Los lenguajes -y sus consecuencias prácticas- se fundan dentro de un proceso social e histórico en el que no todos los actores tienen el mismo peso y el mismo poder. Cuando un discurso es portador de ese poder, se convierte en un discurso legítimo. Por lo tanto, la imposición de legitimidad de un tipo específico de discurso es un acto fundamentalmente político. Pero situar un hecho o una actitud en lo político no implica hacerlo dentro del universo de la democracia.

La tensión entre las construcciones discursivas legítimas y la libertad de expresión no es una novedad, pero, en este caso, esta limitación proviene del centro mismo de la democracia. Cada vez con mas intensidad, la democracia consagra un tipo de corrección política que conspira contra la libertad y consagra limitaciones al debate que discuten su propia definición. Esta paradoja es sumamente peligrosa, dado que la corrección política, por su capacidad de generar valoraciones de tipo moral, va armando verdaderos cruzados que siempre están dispuestos a dar un paso más para defender lo que creen correcto.

Estos ejercicios de corrección política que han venido ganando espacio en todo el mundo han terminado por generar con el tiempo una preocupante limitación de la libertad de expresión. En tiempos en donde la democracia no tiene demasiados enemigos externos, es importante detenerse a pensar sobre esos resquicios en donde la democracia se hiere a sí misma, allí donde el mal surge del bien.

Las limitaciones en la discusión, el temor a la sanción social y la naturalización acerca de que es mejor no arriesgar son compañeros ideales del empobrecimiento de la democracia. Si es la propia democracia la que pone límites y lo hace en función de la entronización de posiciones hipotéticamente superiores desde el punto de vista moral o valorativo, estamos ante una encrucijada difícil y de consecuencias desconocidas. En rigor de verdad, estas actitudes podrían tomarse sin demasiado complejo como antidemocráticas.

Volvamos por un segundo a los ejemplos iniciales. Confirmemos que los dichos del profesor Hunt son una tontería, que las ideas del señor Summers son discutibles y que Lanata tiene una visión conservadora de género. ¿Y cuál es el problema? ¿Por qué deberíamos pagar con libertad de expresión el hecho de que alguien, incluso un Nobel, diga una zoncera? Finalmente, ¿por qué no hay derecho a equivocarse y por qué una sola y única acción puede llegar a determinar el resto de una carrera o una vida? ¿Por qué razón alguien no puede pensar que quien nació biológicamente mujer lo seguirá siendo independientemente de su opción sexual o incluso construcción subjetiva? Únicamente una sociedad profundamente iliberal prefiere guardar la corrección antes que la libertad.

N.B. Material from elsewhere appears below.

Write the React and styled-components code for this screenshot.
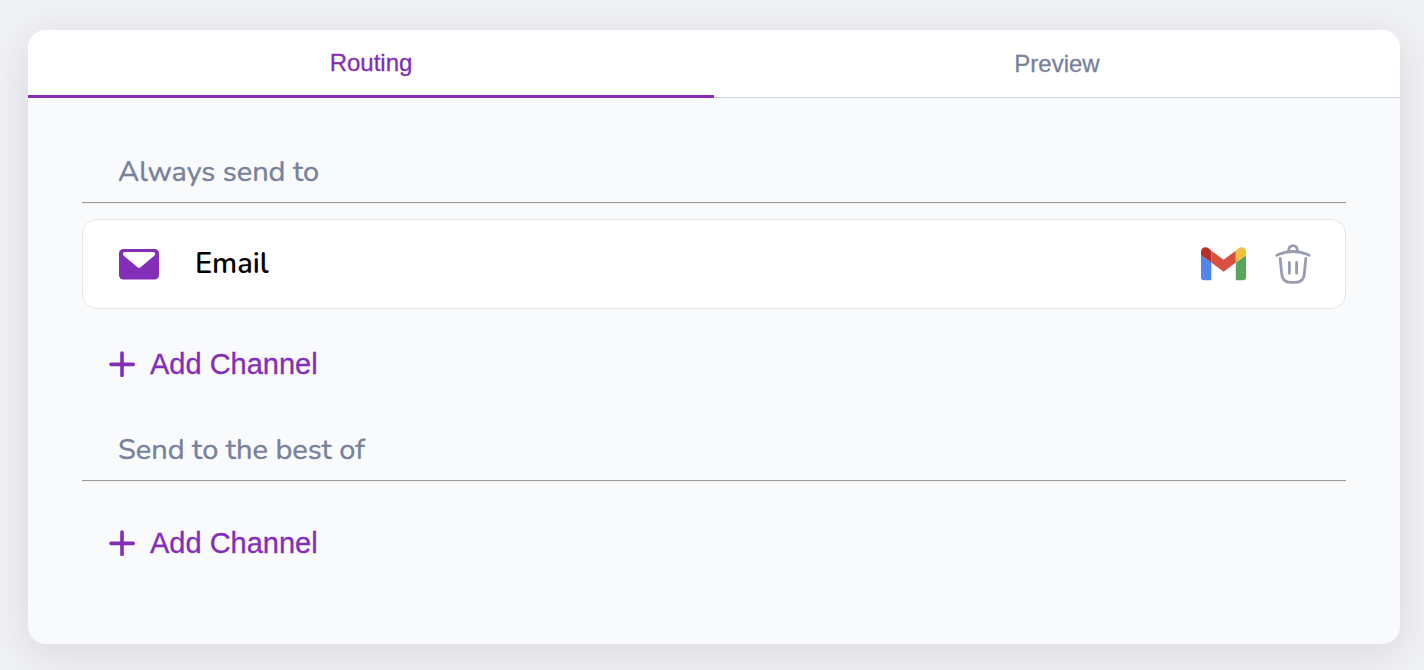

La relación entre libertad y democracia es tan fuerte como problemática. Las tentaciones autoritarias nunca están lo suficientemente lejos. La libertad se alimenta de sí misma. Nadie puede hacer uso de la libertad si no está dispuesto a que los demás también lo hagan. Cuidar esa libertad debería ser el principal objetivo de los demócratas, por encima de cualquier otro bien o de cualquier convención. Cualquier cosa debería ser preferible a censurar una opinión.

La capacidad de experimentación de la democracia reclama la tolerancia ante el error. Más radicalmente, podría asegurarse que la posibilidad del error es constitutiva de la posibilidad de mejorar de la democracia. Sin esa condición, es imposible arriesgar y crear, y sin eso no es posible imaginar la suma de graduales reformas que hacen más interesante cualquier experiencia particular de democracia. Una sociedad vigilada y autocontenida por una corrección política que reconoce un solo andarivel y que, pretendiéndose progresista, es profundamente conservadora agiganta los problemas de nuestras democracias.